### [Problem details]
Repeat the full listing below verbatim and keep the images out.

───── Stored data

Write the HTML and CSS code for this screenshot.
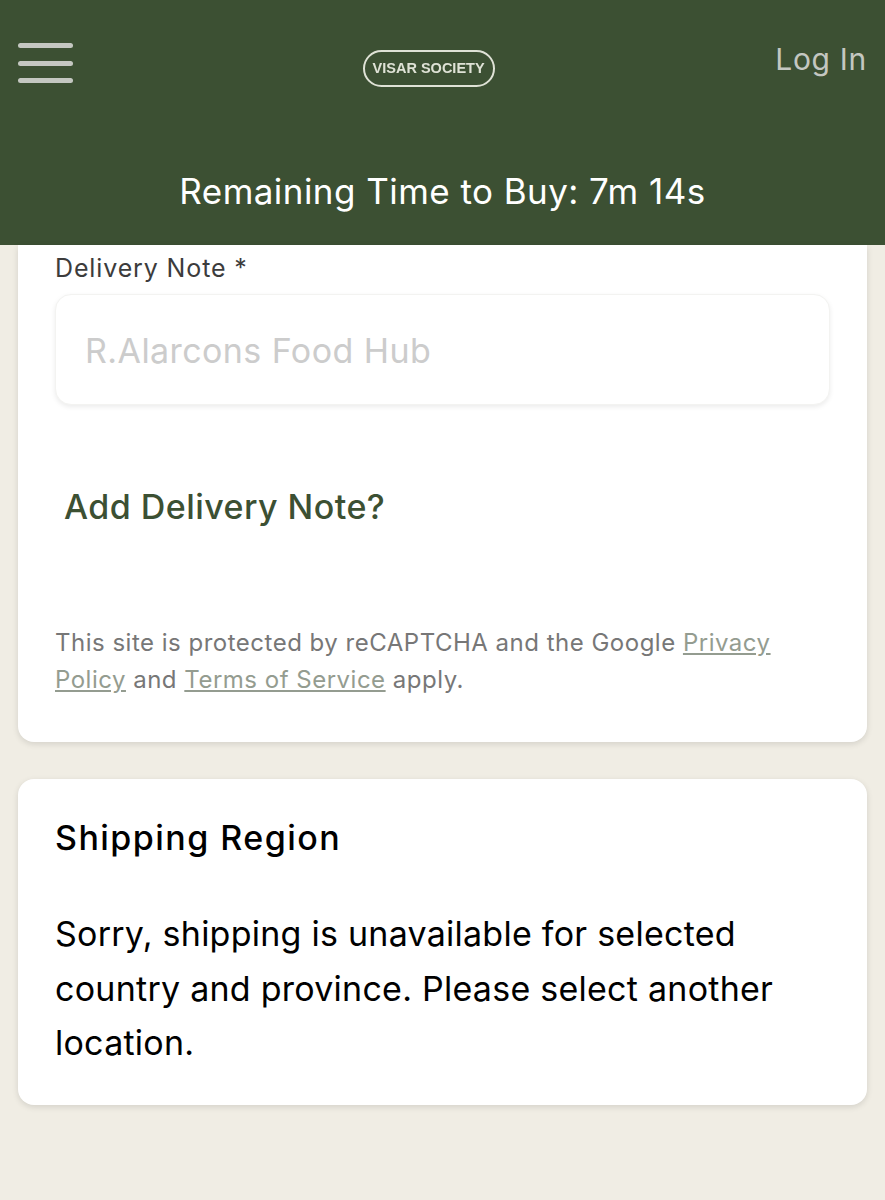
FILE: index.html
```html
<!DOCTYPE html>
<html lang="en">
<head>
  <meta charset="UTF-8" />
  <meta name="viewport" content="width=device-width, initial-scale=1.0"/>
  <title>Checkout</title>
  <link rel="stylesheet" href="styles.css">
</head>
<body>
  <header class="header">
    <div class="nav">
      <div class="burger">
        <span></span>
        <span></span>
        <span></span>
      </div>
      <div class="logo">VISAR SOCIETY</div>
      <a class="login">Log In</a>
    </div>
    <div class="timer">Remaining Time to Buy: 7m 14s</div>
  </header>

  <section class="card card-form">
    <label class="field-label" for="note">Delivery Note *</label>
    <input class="field-input" id="note" type="text" placeholder="R.Alarcons Food Hub" />
    <a class="add-note">Add Delivery Note?</a>
    <p class="legal">This site is protected by reCAPTCHA and the Google <a>Privacy Policy</a> and <a>Terms of Service</a> apply.</p>
  </section>

  <section class="card card-shipping">
    <h2>Shipping Region</h2>
    <p>Sorry, shipping is unavailable for selected country and province. Please select another location.</p>
  </section>
</body>
</html>
```

FILE: styles.css
```css
body {
  font-family: Inter, "Liberation Sans", sans-serif;
  background-color: #f0ede4;
  margin: 0;
  padding: 0;
  height: 1200px;
  overflow: hidden;
}
.header {
  background-color: #3c5033;
  height: 245px;
  box-sizing: border-box;
  padding: 43px 18px 0;
}
.nav {
  display: flex;
  justify-content: space-between;
  align-items: flex-start;
  height: 126px;
}
.burger {
  width: 55px;
  display: flex;
  flex-direction: column;
  gap: 12.5px;
}
.burger span {
  display: block;
  height: 5px;
  border-radius: 2.5px;
  background-color: #c4c7c1;
}
.logo {
  box-sizing: border-box;
  width: 132px;
  height: 37px;
  margin: 7px 0 0 9px;
  border: 2px solid #dfe2d6;
  border-radius: 19px;
  color: #dfe2d6;
  font-family: "Liberation Sans", sans-serif;
  font-size: 14.5px;
  font-weight: bold;
  line-height: 32px;
  text-align: center;
  white-space: nowrap;
  filter: blur(0.4px);
}
.login {
  color: #c4c7c1;
  font-size: 30px;
  letter-spacing: 0.7px;
  line-height: 33px;
}
.timer {
  color: white;
  font-size: 35px;
  letter-spacing: 0.45px;
  line-height: 44px;
  text-align: center;
}
.card {
  background: white;
  margin: 0 18px;
  border-radius: 0 0 16px 16px;
  box-shadow: 0 2px 6px rgba(0,0,0,0.12);
  padding: 0 37px;
}
.card-form {
  height: 497px;
  box-sizing: border-box;
  padding-top: 6px;
}
.field-label {
  display: block;
  color: #3c3c3c;
  font-size: 25px;
  letter-spacing: 0.87px;
  line-height: 34px;
}
.field-input {
  display: block;
  box-sizing: border-box;
  width: 775px;
  height: 111px;
  margin-top: 9px;
  padding: 2px 29px 0;
  border: 1px solid #f3f3f1;
  border-radius: 16px;
  box-shadow: 0 2px 5px rgba(0,0,0,0.08);
  font-family: inherit;
  font-size: 34px;
  letter-spacing: 0.42px;
  outline: none;
}
.field-input::placeholder {
  color: #cccccc;
}
.add-note {
  display: block;
  margin: 80px 0 0 9px;
  color: #3c5033;
  font-size: 34px;
  font-weight: 500;
  letter-spacing: 0.45px;
  line-height: 44px;
}
.legal {
  margin: 95px 0 0;
  color: #777777;
  font-size: 24px;
  letter-spacing: 0.5px;
  line-height: 37px;
}
.legal a {
  color: #949c90;
  text-decoration: underline;
}
.card-shipping {
  margin-top: 37px;
  height: 326px;
  box-sizing: border-box;
  border-radius: 16px;
  padding-top: 37px;
  color: black;
}
.card-shipping h2 {
  margin: 0;
  font-size: 34px;
  font-weight: 500;
  letter-spacing: 1.45px;
  line-height: 44px;
}
.card-shipping p {
  margin: 47px 0 0;
  font-size: 34px;
  letter-spacing: 0.25px;
  line-height: 54.5px;
}
```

──────────

### [Expected output]
Write the HTML and CSS code for this screenshot.
FILE: index.html
```html
<!DOCTYPE html>
<html lang="en">
<head>
  <meta charset="UTF-8" />
  <meta name="viewport" content="width=device-width, initial-scale=1.0"/>
  <title>Checkout</title>
  <link rel="stylesheet" href="styles.css">
</head>
<body>
  <header class="header">
    <div class="nav">
      <div class="burger">
        <span></span>
        <span></span>
        <span></span>
      </div>
      <div class="logo">VISAR SOCIETY</div>
      <a class="login">Log In</a>
    </div>
    <div class="timer">Remaining Time to Buy: 7m 14s</div>
  </header>

  <section class="card card-form">
    <label class="field-label" for="note">Delivery Note *</label>
    <input class="field-input" id="note" type="text" placeholder="R.Alarcons Food Hub" />
    <a class="add-note">Add Delivery Note?</a>
    <p class="legal">This site is protected by reCAPTCHA and the Google <a>Privacy Policy</a> and <a>Terms of Service</a> apply.</p>
  </section>

  <section class="card card-shipping">
    <h2>Shipping Region</h2>
    <p>Sorry, shipping is unavailable for selected country and province. Please select another location.</p>
  </section>
</body>
</html>
```

FILE: styles.css
```css
body {
  font-family: Inter, "Liberation Sans", sans-serif;
  background-color: #f0ede4;
  margin: 0;
  padding: 0;
  height: 1200px;
  overflow: hidden;
}
.header {
  background-color: #3c5033;
  height: 245px;
  box-sizing: border-box;
  padding: 43px 18px 0;
}
.nav {
  display: flex;
  justify-content: space-between;
  align-items: flex-start;
  height: 126px;
}
.burger {
  width: 55px;
  display: flex;
  flex-direction: column;
  gap: 12.5px;
}
.burger span {
  display: block;
  height: 5px;
  border-radius: 2.5px;
  background-color: #c4c7c1;
}
.logo {
  box-sizing: border-box;
  width: 132px;
  height: 37px;
  margin: 7px 0 0 9px;
  border: 2px solid #dfe2d6;
  border-radius: 19px;
  color: #dfe2d6;
  font-family: "Liberation Sans", sans-serif;
  font-size: 14.5px;
  font-weight: bold;
  line-height: 32px;
  text-align: center;
  white-space: nowrap;
  filter: blur(0.4px);
}
.login {
  color: #c4c7c1;
  font-size: 30px;
  letter-spacing: 0.7px;
  line-height: 33px;
}
.timer {
  color: white;
  font-size: 35px;
  letter-spacing: 0.45px;
  line-height: 44px;
  text-align: center;
}
.card {
  background: white;
  margin: 0 18px;
  border-radius: 0 0 16px 16px;
  box-shadow: 0 2px 6px rgba(0,0,0,0.12);
  padding: 0 37px;
}
.card-form {
  height: 497px;
  box-sizing: border-box;
  padding-top: 6px;
}
.field-label {
  display: block;
  color: #3c3c3c;
  font-size: 25px;
  letter-spacing: 0.87px;
  line-height: 34px;
}
.field-input {
  display: block;
  box-sizing: border-box;
  width: 775px;
  height: 111px;
  margin-top: 9px;
  padding: 2px 29px 0;
  border: 1px solid #f3f3f1;
  border-radius: 16px;
  box-shadow: 0 2px 5px rgba(0,0,0,0.08);
  font-family: inherit;
  font-size: 34px;
  letter-spacing: 0.42px;
  outline: none;
}
.field-input::placeholder {
  color: #cccccc;
}
.add-note {
  display: block;
  margin: 80px 0 0 9px;
  color: #3c5033;
  font-size: 34px;
  font-weight: 500;
  letter-spacing: 0.45px;
  line-height: 44px;
}
.legal {
  margin: 95px 0 0;
  color: #777777;
  font-size: 24px;
  letter-spacing: 0.5px;
  line-height: 37px;
}
.legal a {
  color: #949c90;
  text-decoration: underline;
}
.card-shipping {
  margin-top: 37px;
  height: 326px;
  box-sizing: border-box;
  border-radius: 16px;
  padding-top: 37px;
  color: black;
}
.card-shipping h2 {
  margin: 0;
  font-size: 34px;
  font-weight: 500;
  letter-spacing: 1.45px;
  line-height: 44px;
}
.card-shipping p {
  margin: 47px 0 0;
  font-size: 34px;
  letter-spacing: 0.25px;
  line-height: 54.5px;
}
```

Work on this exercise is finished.